Say how many lines include the word "this", using only a number.

• **SUPPLIED DATA**
** start **
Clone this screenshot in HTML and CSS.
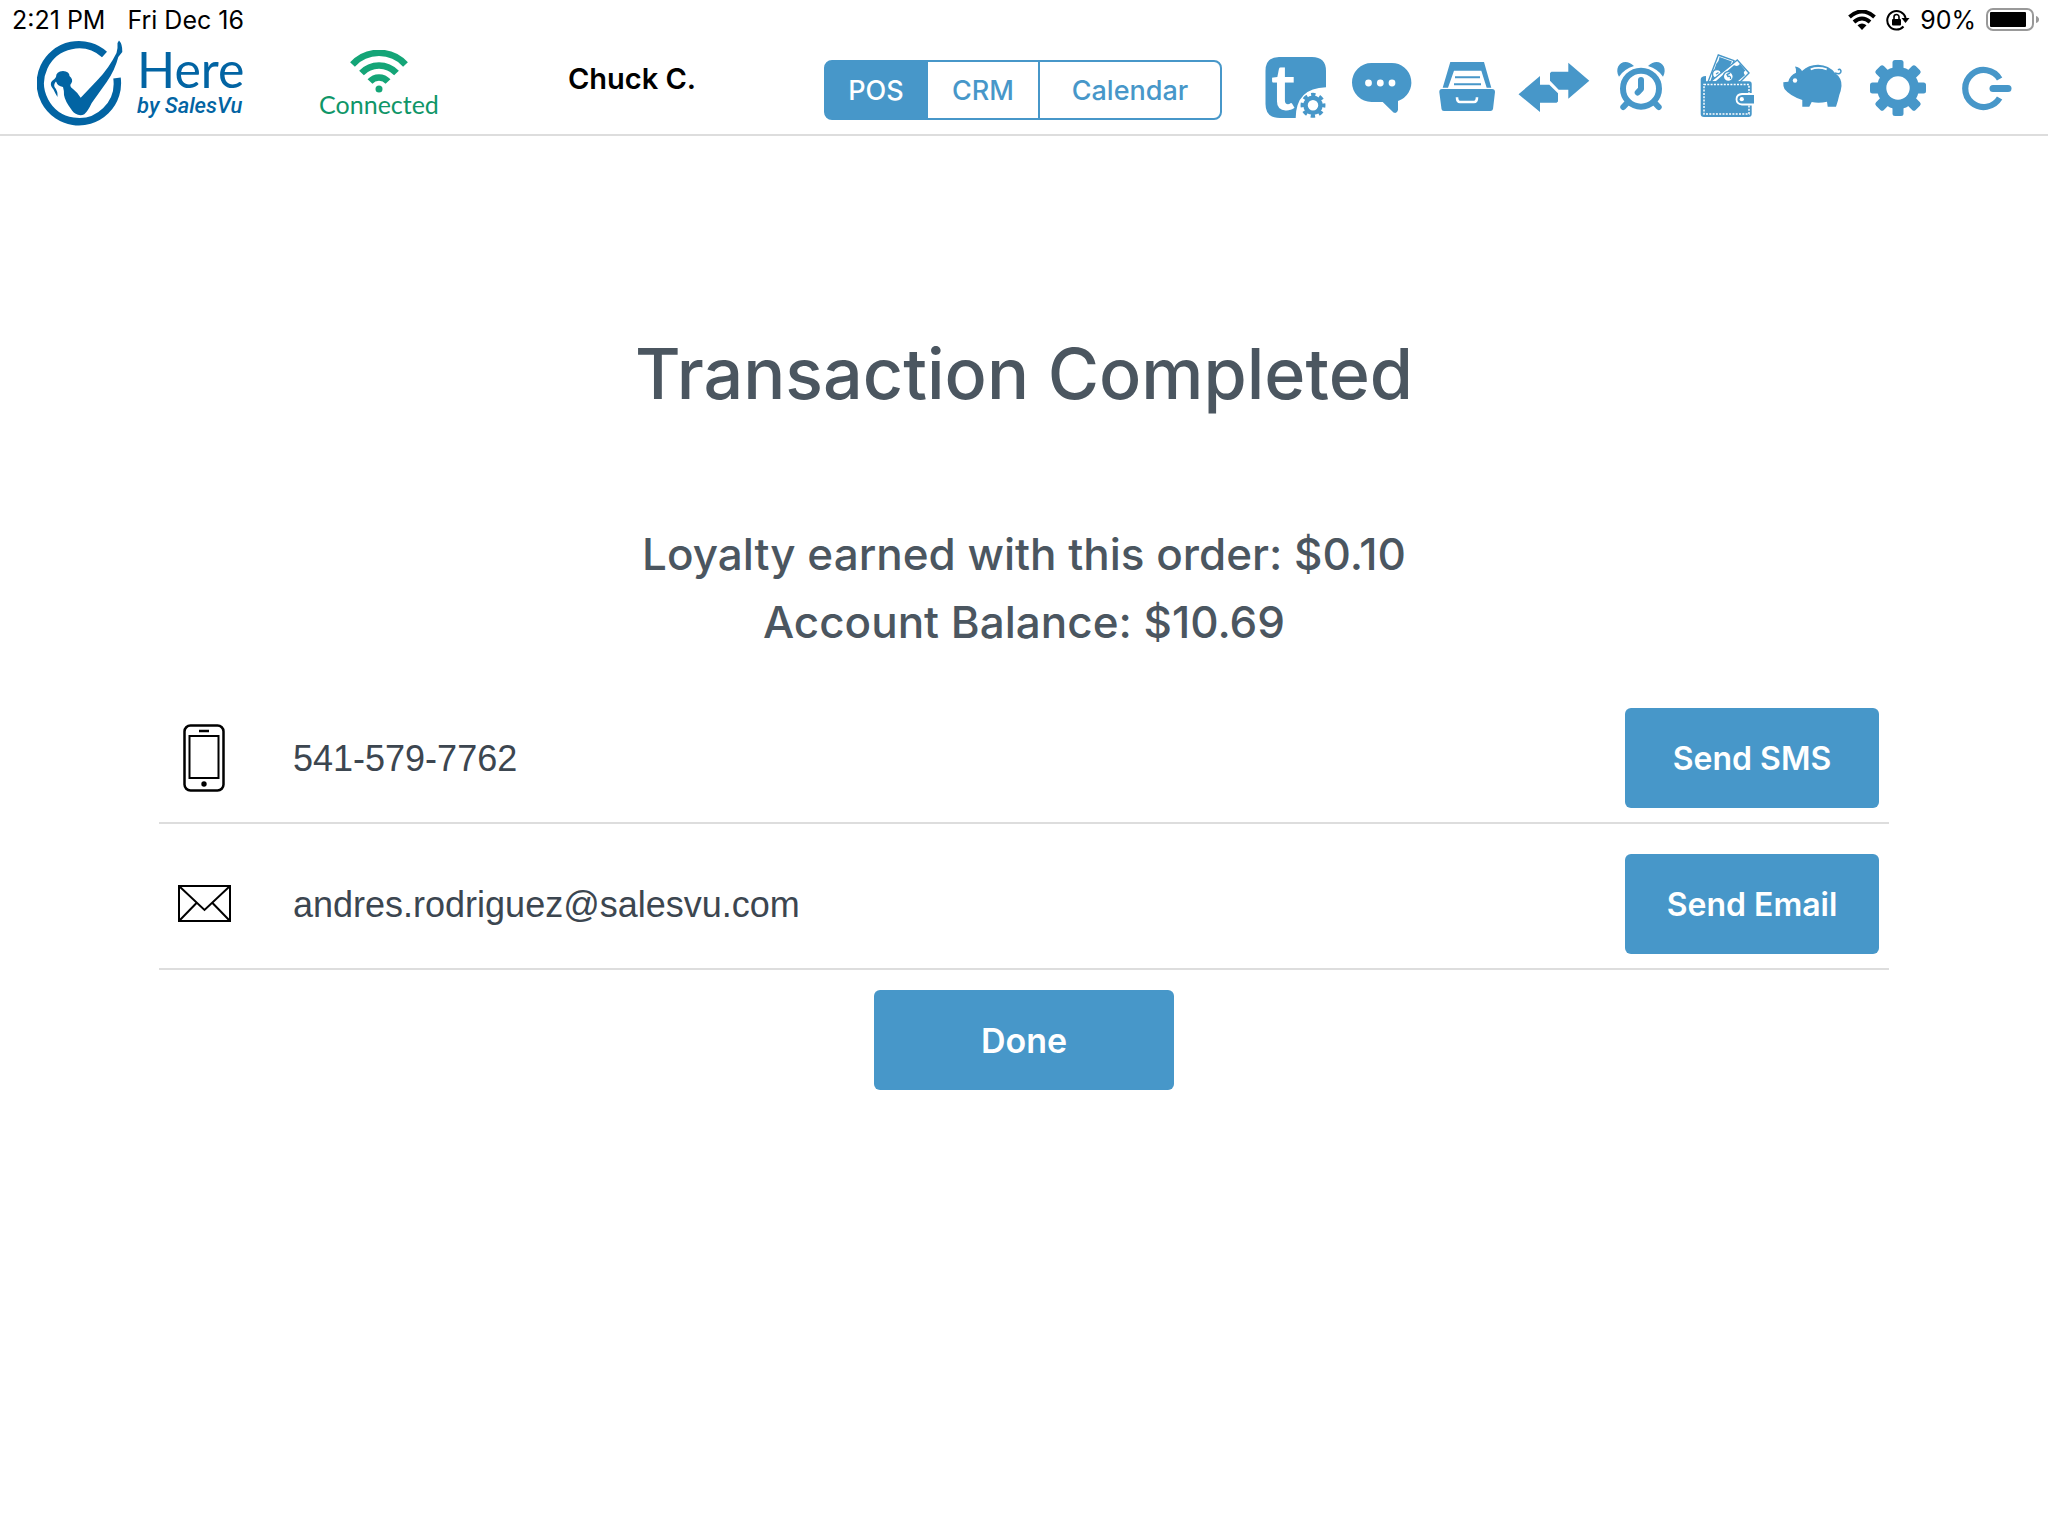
FILE: index.html
```html
<!DOCTYPE html>
<html lang="en">
<head>
    <meta charset="UTF-8">
    <meta name="viewport" content="width=device-width, initial-scale=1.0">
    <title>Transaction Completed</title>
    <link rel="stylesheet" href="styles.css">
</head>
<body>
    <div class="status-bar">
        <span class="status-time">2:21 PM</span>
        <span class="status-date">Fri Dec 16</span>
        <div class="status-right">
            <svg width="28" height="20" viewBox="0 0 28 20">
                <path d="M14 20 L9.5 15.3 Q14 11.5 18.5 15.3 Z"/>
                <path d="M1.5 7 Q14 -4 26.5 7 M6 12 Q14 5 22 12" fill="none" stroke="#000" stroke-width="4"/>
            </svg>
            <svg width="24" height="22" viewBox="0 0 24 22">
                <path d="M17.5 17.5 A9.3 9.3 0 1 1 19.6 9" fill="none" stroke="#000" stroke-width="2"/>
                <path d="M15.5 9 H23.5 L19.5 14 Z"/>
                <rect x="6" y="10" width="9" height="6.5" rx="1"/>
                <path d="M8 10 V8 a2.5 2.5 0 0 1 5 0 V10" fill="none" stroke="#000" stroke-width="1.6"/>
            </svg>
            <span>90%</span>
            <svg width="54" height="24" viewBox="0 0 54 24">
                <rect x="1" y="1" width="46" height="21" rx="6" fill="none" stroke="#999" stroke-width="2"/>
                <rect x="4" y="4" width="36" height="15" rx="1"/>
                <path d="M50 8 Q53 9 53 11.500 Q53 14 50 15 Z" fill="#999"/>
            </svg>
        </div>
    </div>

    <header class="header">
        <div class="brand">
            <svg width="86" height="87" viewBox="0 -1 86 87">
                <path d="M67.500 13.500 A38.500 38.500 0 1 0 80 37" fill="none" stroke="#0264a3" stroke-width="7.500"/>
                <path fill="#0264a3" d="M82 -.5 Q85.500 3 85.300 11 L81.300 16 Q78 29 69.700 41 L54.700 62 Q51 70 47.300 73.300 Q44 75 41 73.800 Q36 72 34 68 Q28 60 27 54 Q27 49 26 46 Q20.500 45 19 40.500 Q16.500 43 17.500 46 Q21 50 20.500 56 Q18 52 16.500 48.500 Q12 43.500 15 40 Q18 38 19 36 Q19 30.500 26 30 Q32.500 30.500 32.500 35 Q36.500 38.500 34.500 42 Q31.500 45 36 48 Q40 51 43.700 56.700 L61 38.500 Q72 27 79.500 12 Q81 7 80.500 2 Z"/>
            </svg>
            <div class="brand-text">
                <span class="brand-name">Here</span>
                <span class="brand-by">by SalesVu</span>
            </div>
        </div>

        <div class="connection">
            <svg width="58" height="43" viewBox="0 0 58 43">
                <circle cx="29" cy="39" r="3.500" fill="#14a577"/>
                <path d="M2.500 14.500 A36 36 0 0 1 55.500 14.500 M11.500 23 A24 24 0 0 1 46.500 23 M20 31.500 A12 12 0 0 1 38 31.500" fill="none" stroke="#14a577" stroke-width="6.500"/>
            </svg>
            <span>Connected</span>
        </div>

        <div class="user">Chuck C.</div>

        <nav class="tabs">
            <button class="tab tab-pos active">POS</button>
            <button class="tab tab-crm">CRM</button>
            <button class="tab tab-calendar">Calendar</button>
        </nav>

        <div class="tools">
            <button class="tool" aria-label="Ticket settings">
                <svg viewBox="0 0 72 66">
                    <path d="M19 4 H52 Q66 4 66 18 V34.300 Q36 35 35.700 65 H20 Q5.500 65 5.500 51 V18 Q5.500 4 19 4 Z"/>
                    <text class="tool-letter" x="11" y="57">t</text>
                    <circle cx="53" cy="52.300" r="7.500" fill="none" stroke="#4797c9" stroke-width="4.500"/>
                    <circle cx="53" cy="52.300" r="10.700" fill="none" stroke="#4797c9" stroke-width="3.500" stroke-dasharray="4.400 4" stroke-dashoffset="2.200"/>
                </svg>
            </button>
            <button class="tool" aria-label="Messages">
                <svg viewBox="0 0 72 66">
                    <path d="M25.500 10 H45.500 A19.500 19.500 0 0 1 52 48 V57 Q51 61 47.500 59.500 L36.700 49 H25.500 A19.500 19.500 0 0 1 25.500 10 Z"/>
                    <g fill="#fff"><circle cx="22.500" cy="30" r="3.400"/><circle cx="34.300" cy="30" r="3.400"/><circle cx="46" cy="30" r="3.400"/></g>
                </svg>
            </button>
            <button class="tool" aria-label="Cash drawer">
                <svg viewBox="0 0 72 66">
                    <path d="M18.300 9 H52 L59.300 34.700 H54.700 L49.300 17.700 H22 L16 34.700 H10.700 Z"/>
                    <path d="M23 24.300 H48 M22 31.300 H49" stroke="#4797c9" stroke-width="2"/>
                    <path d="M10 36 H60 Q63 36 63 39 L61 56 Q60.500 58 58.500 58 H12 Q9.700 58 9.500 56 L7.300 39 Q7.300 36 10 36 Z"/>
                    <path d="M25 44.300 Q25 49 28 49 H42 Q45 49 45 44.300" fill="none" stroke="#fff" stroke-width="2.600"/>
                </svg>
            </button>
            <button class="tool" aria-label="Transfer">
                <svg viewBox="0 0 72 66">
                    <path d="M.5 41.300 L22 23 V31.700 H31.300 L40 40.300 V48.500 L38.500 49.700 H22 V59 Z"/>
                    <path d="M71.300 27.700 L50.300 9.700 V18.700 H33.500 L32 20 V27.700 L40.700 36.700 H50.300 V45.700 Z"/>
                </svg>
            </button>
            <button class="tool" aria-label="Time clock">
                <svg viewBox="0 0 72 66">
                    <g fill="none" stroke="#4797c9" stroke-width="6" stroke-linecap="round" stroke-linejoin="round">
                        <circle cx="37" cy="35.700" r="18"/>
                        <path d="M37 27 V36 L33.700 39.500 M19.300 54 L24 49 M54.700 54 L50 49"/>
                    </g>
                    <path d="M15 23.700 C9 13 20 3 30 13 Q20 16 15 23.700 Z M59 23.700 C65 13 54 3 44 13 Q54 16 59 23.700 Z"/>
                </svg>
            </button>
            <button class="tool" aria-label="Wallet">
                <svg viewBox="0 0 72 66">
                    <g stroke="#4797c9" stroke-width="1.400" fill="#fff">
                        <path d="M28.300 2 L44 7.700 L36 29 H18 Z"/>
                        <path d="M30 5 L41 9 L32 27 H21.500 L27 11 Q29.500 9 30 5 Z" fill="#4797c9"/>
                        <circle cx="27" cy="21" r="4.500"/>
                        <path d="M26 21 L28.500 19.500"/>
                        <path d="M47.300 7 L59 20 L50 29 H20 Z"/>
                        <path d="M44 13 Q48 15 50 12 L54.500 17.500 Q52 19 54 22 L47 28 H27 Z" fill="#4797c9"/>
                        <circle cx="38.300" cy="23.500" r="5"/>
                        <path d="M40 20 L37 21.500 L38 23.500 Q41 22.500 40.500 26" fill="none"/>
                    </g>
                    <path d="M16 23 V28.300 H59 Q61.700 28.300 61.700 31 V61 Q61.700 64 58.500 64 H14 Q10.700 64 10.700 61 V26.500 Q10.700 23 16 23 Z"/>
                    <rect x="14" y="31.500" width="45" height="29.500" fill="none" stroke="#fff" stroke-width="1.500" stroke-dasharray="2 1.300"/>
                    <path d="M64 41 H52 Q46.500 41.500 46.500 46.300 Q46.500 51 52 51.500 H64" stroke="#fff" stroke-width="1.800"/>
                    <circle cx="51.800" cy="46.200" r="2.100" fill="#fff"/>
                </svg>
            </button>
            <button class="tool" aria-label="Piggy bank">
                <svg viewBox="0 0 72 66">
                    <path d="M7.300 29.300 L12.300 28.700 Q14 22 20 19.700 Q20.500 16 19 13.500 Q24 14 26 18 Q33 11.500 42.300 11.700 Q53 12 59 20 Q66 25 65.500 33 Q65 38 63.300 42 Q62 48 60 53.700 H51.700 L51 48.700 Q43 50.500 35.700 49 L33.300 53.700 H26.300 V47 Q14 43 8.500 36 Q7 33 7.300 29.300 Z"/>
                    <path d="M59 20 Q65 22 65 18 Q64 15 62 17" fill="none" stroke="#4797c9" stroke-width="1.500"/>
                    <circle cx="19" cy="27.500" r="2.200" fill="#fff"/>
                    <path d="M34.700 16.300 Q42 13.500 50.700 16.300" fill="none" stroke="#fff" stroke-width="1.800"/>
                </svg>
            </button>
            <button class="tool" aria-label="Settings">
                <svg viewBox="0 0 72 66">
                    <rect x="30.500" y="7" width="11" height="56" rx="2.500"/>
                    <rect x="30.500" y="7" width="11" height="56" rx="2.500" transform="rotate(45 36 35)"/>
                    <rect x="30.500" y="7" width="11" height="56" rx="2.500" transform="rotate(90 36 35)"/>
                    <rect x="30.500" y="7" width="11" height="56" rx="2.500" transform="rotate(135 36 35)"/>
                    <circle cx="36" cy="35" r="21"/>
                    <circle cx="36" cy="35" r="11.700" fill="#fff"/>
                </svg>
            </button>
            <button class="tool" aria-label="Log out">
                <svg viewBox="0 0 72 66">
                    <path d="M51.600 26 A18.500 18.500 0 1 0 51.600 45" fill="none" stroke="#4797c9" stroke-width="6.200"/>
                    <path d="M45 35.500 H60" stroke="#4797c9" stroke-width="7" stroke-linecap="round"/>
                </svg>
            </button>
        </div>
    </header>

    <main class="content">
        <h1 class="title">Transaction Completed</h1>
        <div class="loyalty">
            <div>Loyalty earned with this order: $0.10</div>
            <div>Account Balance: $10.69</div>
        </div>

        <form class="receipt">
            <div class="receipt-row">
                <label class="receipt-icon" for="phone" aria-label="Phone number">
                    <svg width="54" height="70" viewBox="0 0 54 70">
                        <g fill="none" stroke="#000" stroke-width="2.500">
                            <rect x="6.500" y="2.500" width="39" height="65" rx="6"/>
                            <rect x="11.500" y="13" width="29" height="42" stroke-width="2"/>
                            <path d="M21 8 H31"/>
                        </g>
                        <circle cx="26" cy="61" r="2.700"/>
                    </svg>
                </label>
                <input class="receipt-input" id="phone" type="tel" value="541-579-7762">
                <button class="btn btn-send" type="button">Send SMS</button>
            </div>
            <div class="receipt-row">
                <label class="receipt-icon" for="email" aria-label="Email address">
                    <svg width="54" height="38" viewBox="0 0 54 38">
                        <g fill="none" stroke="#000" stroke-width="2">
                            <rect x="1" y="1" width="51" height="35"/>
                            <path d="M1 1 L26.500 25 L52 1 M1 36 L18.500 18 M52 36 L34.500 18"/>
                        </g>
                    </svg>
                </label>
                <input class="receipt-input" id="email" type="email" value="andres.rodriguez@salesvu.com">
                <button class="btn btn-send" type="button">Send Email</button>
            </div>
            <button class="btn btn-done" type="button">Done</button>
        </form>
    </main>
</body>
</html>
```
FILE: styles.css
```css
* {
    box-sizing: border-box;
}
body {
    margin: 0;
    background: #fff;
    color: #4b5660;
    font-family: Inter, "Liberation Sans", sans-serif;
}
button {
    border: none;
    background: none;
    padding: 0;
    font-family: inherit;
    cursor: pointer;
}
svg {
    display: block;
}

/* status bar */
.status-bar {
    display: flex;
    align-items: center;
    gap: 22px;
    height: 40px;
    padding: 0 8px 0 12px;
    color: #000;
    font-size: 25px;
}
.status-right {
    display: flex;
    align-items: center;
    gap: 10px;
    margin-left: auto;
}

/* header */
.header {
    display: grid;
    grid-template-columns: 223px 238px 1fr auto auto;
    align-items: center;
    height: 96px;
    padding: 0 28px 0 37px;
    border-bottom: 2px solid #ddd;
}
.brand {
    display: flex;
    align-self: start;
    gap: 14px;
    color: #0264a3;
}
.brand-text {
    display: flex;
    flex-direction: column;
    padding-top: 4px;
}
.brand-name {
    font-family: Lato, sans-serif;
    font-size: 50px;
    line-height: 50px;
}
.brand-by {
    font-family: Roboto, sans-serif;
    font-size: 22px;
    font-style: italic;
    font-weight: 500;
    line-height: 24px;
    white-space: nowrap;
}
.connection {
    display: flex;
    flex-direction: column;
    align-self: start;
    align-items: center;
    padding-top: 10px;
    color: #0f9668;
    font-family: Lato, sans-serif;
    font-size: 25px;
    line-height: 22px;
}
.user {
    margin-bottom: 18px;
    color: #000;
    font-size: 29px;
    font-weight: 600;
    text-align: center;
}
.tabs {
    display: flex;
    height: 60px;
    margin: 6px 38px 0 58px;
    border: 2px solid #4797c9;
    border-radius: 8px;
}
.tab {
    color: #4797c9;
    font-size: 27px;
    font-weight: 500;
}
.tab + .tab {
    border-left: 2px solid #4797c9;
}
.tab.active {
    background: #4797c9;
    color: #fff;
    border-radius: 4px 0 0 4px;
}
.tab-pos {
    width: 100px;
}
.tab-crm {
    width: 112px;
}
.tab-calendar {
    width: 182px;
}
.tools {
    display: flex;
    gap: 14px;
    margin-bottom: 2px;
}
.tool svg {
    width: 72px;
    height: 66px;
    fill: #4797c9;
}
.tool-letter {
    fill: #fff;
    font-family: Lato, sans-serif;
    font-size: 64px;
    font-weight: 700;
}

/* transaction summary */
.content {
    display: flex;
    flex-direction: column;
    align-items: center;
    padding: 198px 159px 0;
}
.title {
    margin: 0;
    font-size: 70px;
    font-weight: 500;
    line-height: 80px;
}
.loyalty {
    margin-top: 106px;
    font-size: 44px;
    font-weight: 500;
    line-height: 68px;
    text-align: center;
}

/* receipt options */
.receipt {
    display: flex;
    flex-direction: column;
    width: 100%;
    margin-top: 22px;
}
.receipt-row {
    display: flex;
    align-items: center;
    padding: 30px 10px 14px 19px;
    border-bottom: 2px solid #ddd;
}
.receipt-icon {
    width: 115px;
}
.receipt-input {
    flex: 1;
    padding: 2px 0 0;
    border: none;
    outline: none;
    background: none;
    color: #3c4650;
    font-family: "Liberation Sans", sans-serif;
    font-size: 36px;
}
.btn {
    height: 100px;
    border-radius: 6px;
    background: #4797c9;
    color: #fff;
    font-weight: 600;
}
.btn-send {
    width: 254px;
    font-size: 32px;
}
.btn-done {
    align-self: center;
    width: 300px;
    margin-top: 20px;
    font-size: 34px;
}
```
** end **
• **SOLUTION TO THE EXERCISE**
2